“Sarcoidosis-like” paradoxical reactions to anti-tumor necrosis factor α (anti-TNFα) treatment have been reported. The clinical presentations are varied, most of the time, with a relatively typical picture of mediastinopulmonary involvement. More rarely, isolated granulomatous locations from various organs are described, leading to difficulties in diagnosis.
We report a granulomatous cardiac valve location complicating etanercept treatment in a 26-years-old caucasian male with rheumatoid arthritis. The patient received leflunomide and low-dose corticosteroids, then etanercept was introduced because of persistent disease activity. He had no history of tuberculosis infection or contact, chest CT scan was normal. At 3 months, he showed complete remission.

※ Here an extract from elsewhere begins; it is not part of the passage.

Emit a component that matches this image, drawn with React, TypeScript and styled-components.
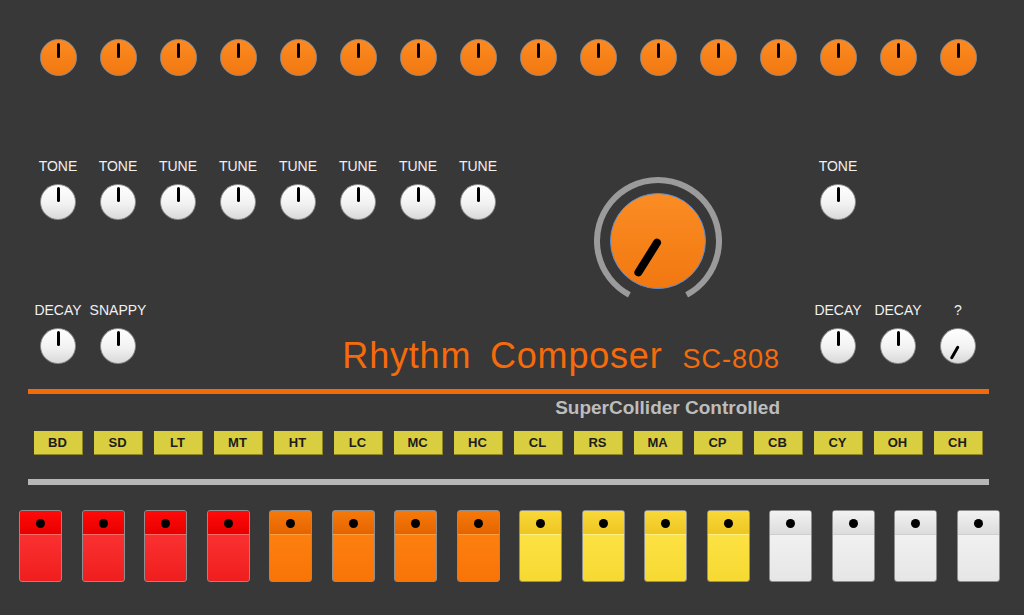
import React from "react";
import styled, { createGlobalStyle } from "styled-components";

const GlobalStyle = createGlobalStyle`
  html, body {
    margin: 0;
    padding: 0;
    background: #383838;
  }
  body {
    font-family: "Liberation Sans", Arial, sans-serif;
  }
`;

type Cell = { col: number; label: string; angle?: number };
type PadTone = "red" | "orange" | "yellow" | "white";

const toneRow: Cell[] = [
  { col: 1, label: "TONE" },
  { col: 2, label: "TONE" },
  { col: 3, label: "TUNE" },
  { col: 4, label: "TUNE" },
  { col: 5, label: "TUNE" },
  { col: 6, label: "TUNE" },
  { col: 7, label: "TUNE" },
  { col: 8, label: "TUNE" },
  { col: 14, label: "TONE" },
];

const decayRow: Cell[] = [
  { col: 1, label: "DECAY" },
  { col: 2, label: "SNAPPY" },
  { col: 14, label: "DECAY" },
  { col: 15, label: "DECAY" },
  { col: 16, label: "?", angle: 210 },
];

const instruments = ["BD", "SD", "LT", "MT", "HT", "LC", "MC", "HC", "CL", "RS", "MA", "CP", "CB", "CY", "OH", "CH"];

const padTones: PadTone[] = instruments.map((_, i) =>
  i < 4 ? "red" : i < 8 ? "orange" : i < 12 ? "yellow" : "white"
);

const padColors: Record<PadTone, { top: [string, string]; body: [string, string]; line: string }> = {
  red: { top: ["#ff0a0a", "#e80000"], body: ["#ff3a3a", "#f01e1e"], line: "#ff6a6a" },
  orange: { top: ["#f57a0a", "#e66400"], body: ["#ff8614", "#f87406"], line: "#ffa040" },
  yellow: { top: ["#f8d838", "#efc622"], body: ["#ffe64c", "#f6d932"], line: "#fff080" },
  white: { top: ["#f2f2f2", "#dcdcdc"], body: ["#f6f6f6", "#e6e6e6"], line: "#cfcfcf" },
};

export default function App() {
  return (
    <>
      <GlobalStyle />
      <Panel>
        <ControlGrid>
          {instruments.map((name, i) => (
            <TopKnob key={name} $col={i + 1} $tone="orange" $size={37}>
              <Pointer $len={15} $angle={0} />
            </TopKnob>
          ))}

          {toneRow.map((c) => (
            <KnobCell key={`t${c.col}`} $col={c.col} $row={2}>
              <Label>{c.label}</Label>
              <Knob $tone="white" $size={36}>
                <Pointer $len={15} $angle={c.angle ?? 0} />
              </Knob>
            </KnobCell>
          ))}

          <BigKnob>
            <svg width="128" height="128" viewBox="0 0 128 128">
              <defs>
                <linearGradient id="bigOrange" x1="0" y1="0" x2="0" y2="1">
                  <stop offset="0" stopColor="#fb8c24" />
                  <stop offset="1" stopColor="#f27810" />
                </linearGradient>
              </defs>
              <path
                d="M35.36 117.86 A61 61 0 1 1 92.64 117.86"
                fill="none"
                stroke="#9b9b9b"
                strokeWidth="6"
              />
              <circle cx="64" cy="64" r="47.5" fill="url(#bigOrange)" stroke="#5b8fd6" strokeWidth="1" />
              <line x1="63" y1="65.7" x2="44.4" y2="95.4" stroke="#000" strokeWidth="8" strokeLinecap="round" />
            </svg>
          </BigKnob>

          {decayRow.map((c) => (
            <KnobCell key={`d${c.col}`} $col={c.col} $row={3}>
              <Label>{c.label}</Label>
              <Knob $tone="white" $size={36}>
                <Pointer $len={15} $angle={c.angle ?? 0} />
              </Knob>
            </KnobCell>
          ))}

          <Title>
            <TitleMain>Rhythm Composer</TitleMain>
            <TitleModel>SC-808</TitleModel>
          </Title>
        </ControlGrid>

        <OrangeRule />
        <Subtitle>SuperCollider Controlled</Subtitle>

        <LabelRow>
          {instruments.map((name) => (
            <InstLabel key={name}>{name}</InstLabel>
          ))}
        </LabelRow>

        <GrayRule />

        <PadRow>
          {instruments.map((name, i) => (
            <Pad key={name} $tone={padTones[i]}>
              <PadTop $tone={padTones[i]}>
                <Dot />
              </PadTop>
            </Pad>
          ))}
        </PadRow>
      </Panel>
    </>
  );
}

const Panel = styled.main`
  width: 1024px;
  height: 615px;
  padding-top: 39px;
  box-sizing: border-box;
  overflow: hidden;
  background: #383838;
`;

const ControlGrid = styled.div`
  display: grid;
  grid-template-columns: repeat(16, 60px);
  grid-template-rows: 37px 62px 77px;
  row-gap: 82px;
  margin-left: 28px;
  width: 960px;
`;

const Knob = styled.div<{ $tone: "orange" | "white"; $size: number }>`
  position: relative;
  width: ${({ $size }) => $size}px;
  height: ${({ $size }) => $size}px;
  box-sizing: border-box;
  border-radius: 50%;
  border: 1.5px solid #8a8d92;
  background: ${({ $tone }) =>
    $tone === "orange"
      ? "linear-gradient(#fb8a22, #f27810)"
      : "linear-gradient(#ffffff, #f2f2f2 55%, #d9d9d9)"};
`;

const TopKnob = styled(Knob)<{ $col: number }>`
  grid-row: 1;
  grid-column: ${({ $col }) => $col};
  justify-self: center;
`;

const Pointer = styled.span<{ $len: number; $angle: number }>`
  position: absolute;
  left: 50%;
  bottom: 50%;
  width: 3px;
  height: ${({ $len }) => $len}px;
  margin-left: -1.5px;
  background: #000;
  border-radius: 1.5px;
  transform-origin: 50% 100%;
  transform: rotate(${({ $angle }) => $angle}deg);
`;

const KnobCell = styled.div<{ $col: number; $row: number }>`
  grid-column: ${({ $col }) => $col};
  grid-row: ${({ $row }) => $row};
  align-self: start;
  display: flex;
  flex-direction: column;
  align-items: center;
  gap: 10px;
`;

const Label = styled.div`
  font-size: 14px;
  line-height: 16px;
  color: #f0f0f0;
  white-space: nowrap;
`;

const BigKnob = styled.div`
  grid-column: 10 / 13;
  grid-row: 2 / 4;
  justify-self: center;
  align-self: start;
  margin-top: 19px;
  width: 128px;
  height: 128px;
`;

const Title = styled.div`
  grid-column: 4 / 14;
  grid-row: 3;
  align-self: end;
  justify-self: end;
  margin-right: 28px;
  display: flex;
  align-items: baseline;
  gap: 20px;
  color: #f56b0c;
  white-space: nowrap;
`;

const TitleMain = styled.span`
  font-size: 36px;
  line-height: 40px;
  letter-spacing: 0.8px;
  word-spacing: 8px;
`;

const TitleModel = styled.span`
  font-size: 27px;
  line-height: 40px;
  letter-spacing: 1px;
`;

const OrangeRule = styled.div`
  margin: 10px 0 0 28px;
  width: 961px;
  height: 5px;
  background: #f26b0a;
`;

const Subtitle = styled.div`
  margin: 4px 0 0 28px;
  width: 960px;
  padding-right: 208px;
  box-sizing: border-box;
  text-align: right;
  font-size: 19px;
  line-height: 20px;
  font-weight: bold;
  color: #bdbdbd;
`;

const LabelRow = styled.div`
  display: grid;
  grid-template-columns: repeat(16, 60px);
  justify-items: center;
  margin: 13px 0 0 28px;
`;

const InstLabel = styled.div`
  width: 49px;
  height: 24px;
  box-sizing: border-box;
  display: flex;
  align-items: center;
  justify-content: center;
  background: #d9cd40;
  border-right: 1px solid #8f8724;
  border-bottom: 1px solid #8f8724;
  font-size: 13px;
  font-weight: bold;
  color: #1c1c1c;
`;

const GrayRule = styled.div`
  margin: 24px 0 0 28px;
  width: 961px;
  height: 6px;
  background: #b7b7b7;
`;

const PadRow = styled.div`
  display: grid;
  grid-template-columns: repeat(16, 43px);
  column-gap: 19.5px;
  padding-left: 19px;
  margin-top: 25px;
`;

const Pad = styled.div<{ $tone: PadTone }>`
  height: 72px;
  box-sizing: border-box;
  border: 1.5px solid #8e8e8e;
  border-radius: 3px;
  overflow: hidden;
  background: ${({ $tone }) =>
    `linear-gradient(${padColors[$tone].body[0]}, ${padColors[$tone].body[1]})`};
`;

const PadTop = styled.div<{ $tone: PadTone }>`
  height: 21px;
  display: flex;
  align-items: center;
  justify-content: center;
  padding-top: 2px;
  border-bottom: 1px solid ${({ $tone }) => padColors[$tone].line};
  background: ${({ $tone }) =>
    `linear-gradient(${padColors[$tone].top[0]}, ${padColors[$tone].top[1]})`};
`;

const Dot = styled.span`
  width: 9px;
  height: 9px;
  border-radius: 50%;
  background: #000;
`;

After 6 months of etanercept treatment, the patient suddenly complained of headache with scotomas of the right visual field and vertigo, without fever. Cerebral MRI revealed 3 recent infarcts. Cardiac ultrasonography revealed a mobile mass on the posterior mitral leaflet. C-reactive protein level was 8 mg/L, and all analyses were negative for an infectious agent. Leflunomide and etanercept were discontinued, and antibiotic therapy was started. Mitral valve resection and plasty were performed 2 days later. Histology of the valve revealed large non-caseating epithelioid granulomas with a suppurative-like necrotic center. After ruling out infectious endocarditis, sarcoidosis, rheumatoid valvulitis or lupus-like reaction induced by anti-TNF therapy, the diagnosis of a paradoxical reaction to etanercept was finally retained. Tocilizumab monotherapy was introduced to treat RA flare, no antibiotic preventive treatment was added. After 2 years, the patient was in remission.
This case raises for the first time the possibility of a paradoxical adverse event with an isolated granulomatous reaction on the heart valve occurring with anti-TNF treatment, namely etanercept.